** Job **
Single out the lines of the material that contain "Tailwind" and copy them.

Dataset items

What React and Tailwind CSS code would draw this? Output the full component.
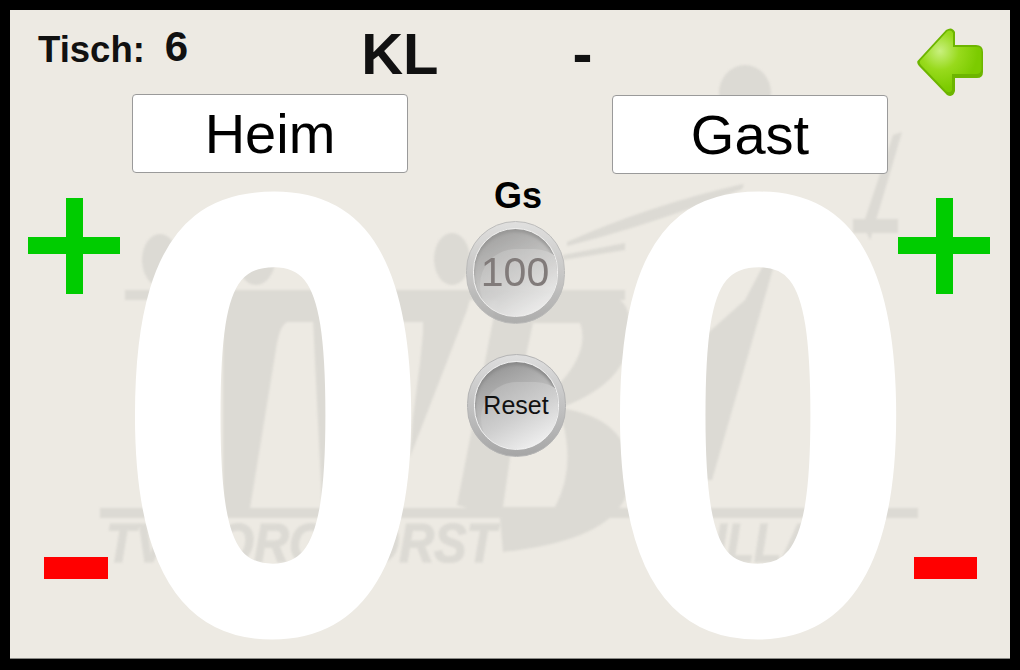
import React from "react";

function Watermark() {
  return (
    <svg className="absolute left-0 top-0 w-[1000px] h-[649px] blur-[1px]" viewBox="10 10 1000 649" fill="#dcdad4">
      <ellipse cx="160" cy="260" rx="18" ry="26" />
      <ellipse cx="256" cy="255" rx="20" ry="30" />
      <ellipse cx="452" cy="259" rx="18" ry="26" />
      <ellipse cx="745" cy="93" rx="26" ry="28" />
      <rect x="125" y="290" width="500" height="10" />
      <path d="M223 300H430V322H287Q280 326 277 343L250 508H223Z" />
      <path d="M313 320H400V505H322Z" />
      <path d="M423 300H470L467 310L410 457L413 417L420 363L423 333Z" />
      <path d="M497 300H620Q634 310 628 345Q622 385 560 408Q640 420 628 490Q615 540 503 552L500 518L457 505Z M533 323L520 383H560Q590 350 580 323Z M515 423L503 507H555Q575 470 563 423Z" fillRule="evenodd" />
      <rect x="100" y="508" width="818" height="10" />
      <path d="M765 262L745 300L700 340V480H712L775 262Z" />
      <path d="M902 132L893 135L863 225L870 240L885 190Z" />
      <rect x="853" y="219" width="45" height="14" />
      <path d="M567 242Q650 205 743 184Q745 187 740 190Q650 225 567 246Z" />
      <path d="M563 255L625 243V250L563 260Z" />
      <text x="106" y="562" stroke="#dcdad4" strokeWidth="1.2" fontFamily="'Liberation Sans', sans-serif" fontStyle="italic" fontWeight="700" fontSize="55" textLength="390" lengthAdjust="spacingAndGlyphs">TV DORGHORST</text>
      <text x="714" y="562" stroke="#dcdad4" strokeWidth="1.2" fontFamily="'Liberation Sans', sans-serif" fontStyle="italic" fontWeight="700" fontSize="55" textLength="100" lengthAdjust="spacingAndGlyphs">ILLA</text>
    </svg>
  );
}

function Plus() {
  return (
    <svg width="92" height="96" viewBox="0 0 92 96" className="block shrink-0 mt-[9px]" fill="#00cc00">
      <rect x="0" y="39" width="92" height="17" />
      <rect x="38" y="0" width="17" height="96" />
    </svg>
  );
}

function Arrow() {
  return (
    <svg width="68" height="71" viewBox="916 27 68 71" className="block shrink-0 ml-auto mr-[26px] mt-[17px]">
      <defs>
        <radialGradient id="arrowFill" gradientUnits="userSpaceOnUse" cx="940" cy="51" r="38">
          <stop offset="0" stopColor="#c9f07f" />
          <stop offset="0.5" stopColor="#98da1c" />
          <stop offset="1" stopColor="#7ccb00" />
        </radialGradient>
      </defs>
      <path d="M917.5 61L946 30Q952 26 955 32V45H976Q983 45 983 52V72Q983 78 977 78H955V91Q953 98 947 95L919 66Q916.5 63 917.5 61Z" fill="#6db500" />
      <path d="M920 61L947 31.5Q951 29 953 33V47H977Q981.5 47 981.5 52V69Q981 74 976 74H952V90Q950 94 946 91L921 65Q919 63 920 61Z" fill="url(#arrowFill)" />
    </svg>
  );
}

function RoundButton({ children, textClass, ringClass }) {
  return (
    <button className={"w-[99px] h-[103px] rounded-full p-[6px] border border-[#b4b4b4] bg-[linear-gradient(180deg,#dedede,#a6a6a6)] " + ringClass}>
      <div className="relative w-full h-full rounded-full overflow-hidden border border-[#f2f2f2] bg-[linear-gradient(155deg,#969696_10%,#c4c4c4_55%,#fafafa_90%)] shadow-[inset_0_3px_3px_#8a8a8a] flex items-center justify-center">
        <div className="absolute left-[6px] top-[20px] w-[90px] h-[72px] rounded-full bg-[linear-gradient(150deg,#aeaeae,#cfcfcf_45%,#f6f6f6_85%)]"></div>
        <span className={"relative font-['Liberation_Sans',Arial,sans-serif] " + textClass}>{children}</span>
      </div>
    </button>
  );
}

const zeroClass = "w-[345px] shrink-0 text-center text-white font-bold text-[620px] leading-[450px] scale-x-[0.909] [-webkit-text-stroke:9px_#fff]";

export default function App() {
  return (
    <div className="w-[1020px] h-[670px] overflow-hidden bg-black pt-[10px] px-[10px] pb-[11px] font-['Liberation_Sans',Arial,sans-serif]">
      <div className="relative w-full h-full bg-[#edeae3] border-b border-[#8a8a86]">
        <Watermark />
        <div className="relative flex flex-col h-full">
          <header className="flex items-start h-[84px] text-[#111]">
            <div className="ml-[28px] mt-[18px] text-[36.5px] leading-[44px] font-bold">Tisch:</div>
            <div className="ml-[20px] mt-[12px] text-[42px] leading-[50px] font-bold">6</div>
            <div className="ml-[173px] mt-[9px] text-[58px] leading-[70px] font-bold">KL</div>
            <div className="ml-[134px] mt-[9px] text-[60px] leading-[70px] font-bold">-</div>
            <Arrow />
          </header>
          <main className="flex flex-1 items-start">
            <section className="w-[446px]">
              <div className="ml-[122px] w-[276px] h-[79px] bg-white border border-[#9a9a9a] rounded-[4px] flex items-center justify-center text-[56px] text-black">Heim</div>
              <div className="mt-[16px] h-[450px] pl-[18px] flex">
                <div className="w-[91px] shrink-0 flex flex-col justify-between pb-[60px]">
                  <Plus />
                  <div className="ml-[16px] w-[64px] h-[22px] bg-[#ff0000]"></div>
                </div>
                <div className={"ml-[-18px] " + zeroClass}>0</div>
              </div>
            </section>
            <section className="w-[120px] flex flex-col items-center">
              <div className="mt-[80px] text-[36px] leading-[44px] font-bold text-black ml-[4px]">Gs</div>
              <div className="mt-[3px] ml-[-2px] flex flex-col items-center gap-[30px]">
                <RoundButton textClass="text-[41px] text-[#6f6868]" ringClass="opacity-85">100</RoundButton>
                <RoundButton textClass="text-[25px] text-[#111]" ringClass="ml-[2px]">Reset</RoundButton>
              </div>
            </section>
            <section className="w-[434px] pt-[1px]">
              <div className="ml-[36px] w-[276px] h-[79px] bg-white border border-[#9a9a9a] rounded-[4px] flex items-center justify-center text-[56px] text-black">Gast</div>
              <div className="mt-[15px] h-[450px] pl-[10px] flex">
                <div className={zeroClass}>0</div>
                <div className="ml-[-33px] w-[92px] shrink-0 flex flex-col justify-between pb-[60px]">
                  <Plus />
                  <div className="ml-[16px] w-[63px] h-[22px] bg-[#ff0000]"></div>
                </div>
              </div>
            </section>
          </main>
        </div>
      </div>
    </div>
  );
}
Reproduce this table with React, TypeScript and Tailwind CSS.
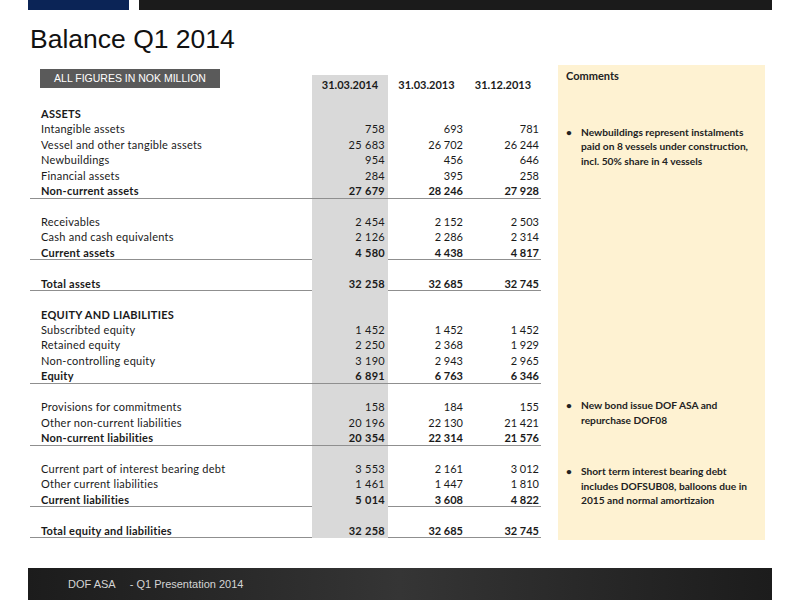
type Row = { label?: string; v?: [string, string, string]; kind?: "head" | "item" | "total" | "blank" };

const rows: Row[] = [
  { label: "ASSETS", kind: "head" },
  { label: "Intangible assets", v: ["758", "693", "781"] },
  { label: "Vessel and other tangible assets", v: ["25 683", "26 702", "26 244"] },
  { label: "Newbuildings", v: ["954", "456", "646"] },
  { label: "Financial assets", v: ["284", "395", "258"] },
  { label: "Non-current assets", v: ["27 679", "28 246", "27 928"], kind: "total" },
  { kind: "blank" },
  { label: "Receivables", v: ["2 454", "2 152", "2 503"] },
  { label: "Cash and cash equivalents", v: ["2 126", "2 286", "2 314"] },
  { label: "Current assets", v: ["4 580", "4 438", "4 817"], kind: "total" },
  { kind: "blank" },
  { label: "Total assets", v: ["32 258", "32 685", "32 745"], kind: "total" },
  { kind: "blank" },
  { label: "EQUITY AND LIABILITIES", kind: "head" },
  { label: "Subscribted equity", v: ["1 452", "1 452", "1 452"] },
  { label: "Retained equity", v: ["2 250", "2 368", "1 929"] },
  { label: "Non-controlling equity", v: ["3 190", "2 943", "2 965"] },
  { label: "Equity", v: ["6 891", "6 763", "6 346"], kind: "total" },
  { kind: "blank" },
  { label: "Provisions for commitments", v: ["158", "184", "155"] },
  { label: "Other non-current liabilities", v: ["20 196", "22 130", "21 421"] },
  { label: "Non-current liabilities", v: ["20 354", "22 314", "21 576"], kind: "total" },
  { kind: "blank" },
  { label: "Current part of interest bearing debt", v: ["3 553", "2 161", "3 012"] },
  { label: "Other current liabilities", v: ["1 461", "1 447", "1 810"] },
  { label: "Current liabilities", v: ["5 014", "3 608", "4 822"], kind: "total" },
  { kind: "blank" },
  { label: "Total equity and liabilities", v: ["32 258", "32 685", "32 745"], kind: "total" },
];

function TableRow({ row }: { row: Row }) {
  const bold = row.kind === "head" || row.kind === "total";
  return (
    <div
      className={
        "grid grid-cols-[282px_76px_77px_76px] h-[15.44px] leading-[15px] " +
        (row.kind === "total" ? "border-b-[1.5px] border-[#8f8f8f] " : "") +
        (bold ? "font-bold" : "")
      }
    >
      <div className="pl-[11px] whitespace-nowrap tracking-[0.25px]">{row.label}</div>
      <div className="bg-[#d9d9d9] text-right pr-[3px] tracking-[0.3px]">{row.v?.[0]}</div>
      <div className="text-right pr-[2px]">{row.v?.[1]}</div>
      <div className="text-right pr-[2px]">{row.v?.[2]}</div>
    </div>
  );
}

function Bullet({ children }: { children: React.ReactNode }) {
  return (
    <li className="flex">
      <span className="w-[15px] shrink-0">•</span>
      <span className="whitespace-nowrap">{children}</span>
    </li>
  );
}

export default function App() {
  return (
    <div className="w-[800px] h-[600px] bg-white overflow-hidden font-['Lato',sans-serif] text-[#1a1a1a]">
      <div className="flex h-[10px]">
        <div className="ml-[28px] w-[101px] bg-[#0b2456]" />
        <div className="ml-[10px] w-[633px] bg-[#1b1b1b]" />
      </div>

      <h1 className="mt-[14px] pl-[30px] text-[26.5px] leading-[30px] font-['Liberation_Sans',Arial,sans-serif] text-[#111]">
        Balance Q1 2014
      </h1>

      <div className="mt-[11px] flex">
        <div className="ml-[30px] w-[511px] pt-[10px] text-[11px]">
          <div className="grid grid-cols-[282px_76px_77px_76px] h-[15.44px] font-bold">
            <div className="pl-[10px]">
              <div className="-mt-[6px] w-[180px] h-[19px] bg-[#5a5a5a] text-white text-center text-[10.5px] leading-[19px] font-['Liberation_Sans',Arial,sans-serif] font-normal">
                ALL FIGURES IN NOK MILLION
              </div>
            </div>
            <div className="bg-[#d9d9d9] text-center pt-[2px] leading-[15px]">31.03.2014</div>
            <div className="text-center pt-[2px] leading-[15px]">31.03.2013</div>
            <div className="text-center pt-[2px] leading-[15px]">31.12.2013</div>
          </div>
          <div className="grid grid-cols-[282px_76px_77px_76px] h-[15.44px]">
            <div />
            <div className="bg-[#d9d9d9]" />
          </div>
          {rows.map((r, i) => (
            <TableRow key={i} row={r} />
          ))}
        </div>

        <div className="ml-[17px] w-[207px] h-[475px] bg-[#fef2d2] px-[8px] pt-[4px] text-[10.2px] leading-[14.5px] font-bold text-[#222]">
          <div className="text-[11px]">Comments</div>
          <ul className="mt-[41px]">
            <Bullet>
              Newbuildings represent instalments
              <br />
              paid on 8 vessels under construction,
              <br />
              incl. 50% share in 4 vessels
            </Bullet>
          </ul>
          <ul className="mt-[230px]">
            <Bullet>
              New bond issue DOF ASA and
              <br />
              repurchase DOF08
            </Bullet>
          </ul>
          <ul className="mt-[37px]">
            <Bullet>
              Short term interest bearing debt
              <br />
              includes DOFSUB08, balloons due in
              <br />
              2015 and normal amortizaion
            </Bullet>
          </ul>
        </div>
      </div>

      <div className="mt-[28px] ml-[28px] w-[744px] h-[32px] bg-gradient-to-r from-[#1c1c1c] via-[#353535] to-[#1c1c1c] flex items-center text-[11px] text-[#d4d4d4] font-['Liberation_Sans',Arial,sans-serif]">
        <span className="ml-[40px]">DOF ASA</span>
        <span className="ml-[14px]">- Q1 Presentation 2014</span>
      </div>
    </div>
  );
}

** Complete answer **
What React and Tailwind CSS code would draw this? Output the full component.
Reproduce this table with React, TypeScript and Tailwind CSS.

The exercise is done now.